While the annual cut back of the blowsy summer flowering grasses and perennials was completed during March this month, and especially with the recent cold snap, the main borders in the garden can look rather ‘flat’ for a few weeks while those cut back plants in the borders start their fresh seasonal growth that will clothe the ground again with green. Though invaluable all the way through the year the woody plants (image below), are especially key at this time as they provide a permanent structure, shelter, screening and of course early season flower that is so essential for early season bees (image below again), and other pollinators as well as the sheer enjoyment that they bring to ourselves.
The garden is on slightly acid soil so rhododendrons, azaleas and camellias grow easily and are simply great for providing structure from their stems and branches and wow factor from their magnificent flowers.

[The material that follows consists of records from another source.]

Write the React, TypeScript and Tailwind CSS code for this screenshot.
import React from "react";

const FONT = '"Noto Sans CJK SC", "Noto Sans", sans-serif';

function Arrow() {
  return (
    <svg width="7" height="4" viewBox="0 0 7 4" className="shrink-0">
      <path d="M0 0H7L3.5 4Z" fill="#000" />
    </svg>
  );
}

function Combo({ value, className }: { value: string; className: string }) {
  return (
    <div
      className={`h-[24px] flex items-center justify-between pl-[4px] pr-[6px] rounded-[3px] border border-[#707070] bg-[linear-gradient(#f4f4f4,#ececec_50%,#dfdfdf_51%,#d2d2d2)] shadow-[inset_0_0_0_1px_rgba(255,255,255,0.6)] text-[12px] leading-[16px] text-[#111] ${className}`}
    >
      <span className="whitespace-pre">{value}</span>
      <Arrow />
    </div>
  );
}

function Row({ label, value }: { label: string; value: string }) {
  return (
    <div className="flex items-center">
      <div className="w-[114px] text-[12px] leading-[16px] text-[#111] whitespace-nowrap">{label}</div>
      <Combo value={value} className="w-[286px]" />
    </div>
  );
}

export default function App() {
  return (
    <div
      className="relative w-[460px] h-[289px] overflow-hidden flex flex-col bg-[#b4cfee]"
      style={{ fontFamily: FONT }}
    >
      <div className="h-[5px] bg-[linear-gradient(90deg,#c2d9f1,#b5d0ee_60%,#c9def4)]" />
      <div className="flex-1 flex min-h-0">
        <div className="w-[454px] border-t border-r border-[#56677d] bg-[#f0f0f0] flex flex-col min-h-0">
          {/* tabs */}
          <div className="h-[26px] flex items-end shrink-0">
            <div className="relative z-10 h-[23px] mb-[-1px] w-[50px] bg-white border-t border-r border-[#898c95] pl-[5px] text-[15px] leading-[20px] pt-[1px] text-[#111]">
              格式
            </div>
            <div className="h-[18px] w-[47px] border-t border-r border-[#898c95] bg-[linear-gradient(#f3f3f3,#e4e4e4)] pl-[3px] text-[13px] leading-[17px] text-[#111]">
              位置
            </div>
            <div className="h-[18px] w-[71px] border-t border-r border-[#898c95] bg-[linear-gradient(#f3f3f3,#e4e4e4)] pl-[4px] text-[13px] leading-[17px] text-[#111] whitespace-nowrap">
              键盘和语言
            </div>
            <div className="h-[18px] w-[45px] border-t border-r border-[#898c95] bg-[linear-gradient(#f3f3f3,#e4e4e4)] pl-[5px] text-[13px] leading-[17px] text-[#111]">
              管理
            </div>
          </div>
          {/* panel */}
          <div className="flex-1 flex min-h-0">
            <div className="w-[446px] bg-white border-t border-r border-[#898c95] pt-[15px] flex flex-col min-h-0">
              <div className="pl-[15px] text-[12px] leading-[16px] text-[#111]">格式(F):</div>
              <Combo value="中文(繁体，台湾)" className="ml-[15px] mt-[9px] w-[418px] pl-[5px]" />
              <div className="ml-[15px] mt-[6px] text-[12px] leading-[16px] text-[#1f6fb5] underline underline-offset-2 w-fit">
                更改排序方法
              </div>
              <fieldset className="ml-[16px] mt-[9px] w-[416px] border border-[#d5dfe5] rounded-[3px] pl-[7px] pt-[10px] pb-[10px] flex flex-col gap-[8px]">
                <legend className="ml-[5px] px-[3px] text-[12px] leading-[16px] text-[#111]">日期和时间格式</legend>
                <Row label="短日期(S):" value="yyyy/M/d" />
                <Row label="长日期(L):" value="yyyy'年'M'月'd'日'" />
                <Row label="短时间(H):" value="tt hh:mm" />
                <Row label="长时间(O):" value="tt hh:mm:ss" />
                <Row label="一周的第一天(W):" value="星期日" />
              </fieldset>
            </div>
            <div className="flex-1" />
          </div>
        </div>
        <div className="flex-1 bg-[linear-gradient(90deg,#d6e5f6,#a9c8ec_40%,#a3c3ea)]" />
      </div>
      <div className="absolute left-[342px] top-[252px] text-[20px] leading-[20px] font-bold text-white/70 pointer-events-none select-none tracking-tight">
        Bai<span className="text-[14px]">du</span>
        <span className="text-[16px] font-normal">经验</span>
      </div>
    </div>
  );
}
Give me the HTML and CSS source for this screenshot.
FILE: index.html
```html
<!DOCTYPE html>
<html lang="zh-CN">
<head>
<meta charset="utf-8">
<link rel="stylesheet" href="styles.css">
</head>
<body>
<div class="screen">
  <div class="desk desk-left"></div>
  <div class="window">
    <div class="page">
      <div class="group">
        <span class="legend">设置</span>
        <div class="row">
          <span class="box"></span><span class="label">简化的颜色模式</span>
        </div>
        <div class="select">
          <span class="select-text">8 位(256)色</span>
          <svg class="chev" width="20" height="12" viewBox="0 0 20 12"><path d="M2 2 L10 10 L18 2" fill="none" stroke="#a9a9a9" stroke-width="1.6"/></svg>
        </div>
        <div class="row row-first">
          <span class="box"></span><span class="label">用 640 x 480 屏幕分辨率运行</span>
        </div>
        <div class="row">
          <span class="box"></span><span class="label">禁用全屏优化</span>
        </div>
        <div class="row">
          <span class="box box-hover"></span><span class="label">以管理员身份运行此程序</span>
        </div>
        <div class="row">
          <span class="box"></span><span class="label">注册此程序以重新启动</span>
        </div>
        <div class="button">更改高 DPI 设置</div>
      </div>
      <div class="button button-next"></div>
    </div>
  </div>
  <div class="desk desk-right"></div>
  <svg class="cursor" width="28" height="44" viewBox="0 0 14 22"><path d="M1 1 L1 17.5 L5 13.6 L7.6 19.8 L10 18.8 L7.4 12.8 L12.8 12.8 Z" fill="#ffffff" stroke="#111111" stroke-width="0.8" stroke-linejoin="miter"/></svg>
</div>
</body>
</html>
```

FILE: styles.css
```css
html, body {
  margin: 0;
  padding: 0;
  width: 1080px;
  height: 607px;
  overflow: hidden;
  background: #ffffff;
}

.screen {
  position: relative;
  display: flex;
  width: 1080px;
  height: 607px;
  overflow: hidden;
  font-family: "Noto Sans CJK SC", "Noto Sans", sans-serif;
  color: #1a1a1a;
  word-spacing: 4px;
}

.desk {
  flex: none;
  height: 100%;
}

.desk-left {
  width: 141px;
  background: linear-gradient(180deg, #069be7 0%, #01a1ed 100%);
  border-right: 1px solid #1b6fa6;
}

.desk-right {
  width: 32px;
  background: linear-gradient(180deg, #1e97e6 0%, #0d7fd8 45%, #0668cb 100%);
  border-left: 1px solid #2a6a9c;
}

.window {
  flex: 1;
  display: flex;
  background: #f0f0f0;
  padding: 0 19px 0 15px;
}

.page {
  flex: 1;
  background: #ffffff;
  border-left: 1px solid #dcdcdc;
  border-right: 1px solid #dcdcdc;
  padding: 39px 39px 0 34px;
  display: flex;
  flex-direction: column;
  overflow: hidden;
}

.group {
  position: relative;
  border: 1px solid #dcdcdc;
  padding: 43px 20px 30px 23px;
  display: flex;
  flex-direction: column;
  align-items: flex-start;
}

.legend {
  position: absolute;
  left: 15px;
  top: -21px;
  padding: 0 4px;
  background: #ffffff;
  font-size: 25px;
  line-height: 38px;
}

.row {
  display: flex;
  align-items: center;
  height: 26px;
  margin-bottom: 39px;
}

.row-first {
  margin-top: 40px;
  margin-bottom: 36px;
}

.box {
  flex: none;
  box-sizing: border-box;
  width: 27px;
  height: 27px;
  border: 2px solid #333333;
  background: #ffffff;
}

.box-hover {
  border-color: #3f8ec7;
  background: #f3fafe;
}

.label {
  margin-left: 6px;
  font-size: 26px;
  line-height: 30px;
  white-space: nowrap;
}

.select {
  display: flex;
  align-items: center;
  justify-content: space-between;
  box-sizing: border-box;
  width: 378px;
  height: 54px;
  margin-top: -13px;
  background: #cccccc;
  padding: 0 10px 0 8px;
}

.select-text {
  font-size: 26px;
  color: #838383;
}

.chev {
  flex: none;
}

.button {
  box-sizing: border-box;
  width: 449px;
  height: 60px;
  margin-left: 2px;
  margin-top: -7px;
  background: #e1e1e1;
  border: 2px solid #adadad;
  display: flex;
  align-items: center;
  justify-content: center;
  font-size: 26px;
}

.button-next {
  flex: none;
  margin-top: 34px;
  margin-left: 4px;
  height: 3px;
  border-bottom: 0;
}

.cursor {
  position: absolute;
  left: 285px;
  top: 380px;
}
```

Rhododendron macabeanum (image below), has impressive huge evergreen leaves and large lemon yellow flowers early in the season.
Camellias are such a useful group of plants. They are tough, long lived easy care plants whose evergreen leaves offer superb screening and cover all year with the added bonus of welcome spring flowers. At Knoll we have some fairly large plants (image below), that not only act as an effective screen but offer quite literally hundreds and hundreds of flowers at this time of year.

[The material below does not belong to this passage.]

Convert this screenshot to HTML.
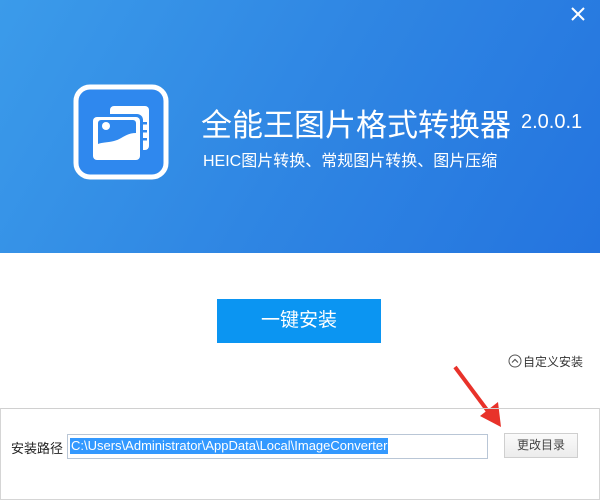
<!DOCTYPE html>
<html><head><meta charset="utf-8"><style>
body{margin:0;width:600px;height:500px;overflow:hidden;background:#fff;font-family:"Liberation Sans","Noto Sans CJK SC",sans-serif;position:relative}
.hd{position:absolute;left:0;top:0;width:600px;height:253px;background:linear-gradient(120deg,#3b9bea 0%,#2f86e3 50%,#2474df 100%)}
.t{position:absolute;color:#fff;white-space:nowrap}
.x{position:absolute;right:14px;top:6px}
.btn{position:absolute;left:217px;top:299px;width:164px;height:44px;background:#0b95f2;color:#fff;font-size:19px;text-align:center;line-height:44px}
.bot{position:absolute;left:0;top:408px;width:598px;height:90px;border:1px solid #d5d5d5;border-top:1px solid #d0d0d0}
.inp{position:absolute;left:67px;top:434px;width:419px;height:23px;border:1px solid #b9c6d6;background:#fff}
.sel{position:absolute;left:2px;top:3px;background:#3399ff;color:#fff;font-size:13px;line-height:16px;padding:0 1px}
.b2{position:absolute;left:504px;top:433px;width:72px;height:23px;border:1px solid #cfcfcf;background:linear-gradient(#fafafa,#ececec);font-size:12px;color:#444;text-align:center;line-height:23px}
</style></head><body>
<div class="hd">
<svg class="x" width="16" height="16" viewBox="0 0 16 16"><path d="M2 2L14 14M14 2L2 14" stroke="#fff" stroke-width="2"/></svg>
<svg style="position:absolute;left:73px;top:84px" width="96" height="96" viewBox="0 0 96 96">
<rect x="3" y="3" width="90" height="90" rx="14" fill="#2f88ee" stroke="#fff" stroke-width="5"/>
<rect x="37" y="22" width="39" height="44" rx="4" fill="#fff"/>
<rect x="68" y="38" width="6" height="2.5" fill="#2f88ee"/><rect x="68" y="46" width="6" height="2.5" fill="#2f88ee"/><rect x="68" y="54" width="6" height="2.5" fill="#2f88ee"/>
<rect x="17" y="30" width="53" height="49" rx="6" fill="#2f88ee"/>
<rect x="20" y="33" width="47" height="43" rx="4" fill="#fff"/>
<path d="M28 36h32a3 3 0 0 1 3 3v10c-10 0-14 6-22 8s-11 1-16 3V39a3 3 0 0 1 3-3z" fill="#2f88ee"/>
<circle cx="33" cy="42" r="4" fill="#fff"/>
</svg>
<div class="t" style="left:201px;top:100px;font-size:31px">全能王图片格式转换器</div>
<div class="t" style="left:521px;top:111px;font-size:20px">2.0.0.1</div>
<div class="t" style="left:203px;top:147px;font-size:16px">HEIC图片转换、常规图片转换、图片压缩</div>
</div>
<div class="btn">一键安装</div>
<svg style="position:absolute;left:508px;top:354px" width="14" height="14" viewBox="0 0 14 14"><circle cx="7" cy="7" r="6" fill="none" stroke="#555"/><path d="M4 8.5L7 5.5 10 8.5" fill="none" stroke="#555" stroke-width="1.2"/></svg>
<div class="t" style="left:523px;top:353px;font-size:12px;color:#333">自定义安装</div>
<svg style="position:absolute;left:450px;top:364px" width="60" height="65" viewBox="0 0 60 65"><path d="M5 3L40 50" stroke="#e8322a" stroke-width="4"/><path d="M30 52L51 63 48 38z" fill="#e8322a"/></svg>
<div class="bot"></div>
<div class="t" style="left:11px;top:438px;font-size:13px;color:#222">安装路径</div>
<div class="inp"><span class="sel">C:\Users\Administrator\AppData\Local\ImageConverter</span></div>
<div class="b2">更改目录</div>
</body></html>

Being quite literally next door to the famous Trehane Nursery who have an extensive range of camellias, it is not overly surprising that our own collection in the garden has steadily increased over the years! There is such a massive selection of different flower types from which to choose that it is difficult to have favourites. For example Camellia Royalty (image below), is well named for it impressively sized, 6 inch plus, royal red flowers while Camellia Bokuhan (image below again), has softer red flowers that are only about an inch wide. Both are beautifully refined flowers that I enjoy having in the garden as well as, on occasion, in the house as cut flower.
Camellia Donation has masses of soft pink flowers which has been allowed to gradually arch over a pathway in the garden. It has taken a few years but it has now made a rather lovely floral archway at this time of year (image below).
Magnolias are another wide group of spring flowering woody plants that never fail to provide seasonal wow when in flower. Magnolia Jane (image below), is already coming into flower and seems to produce a succession of delicately scented purplish upright flowers for some weeks.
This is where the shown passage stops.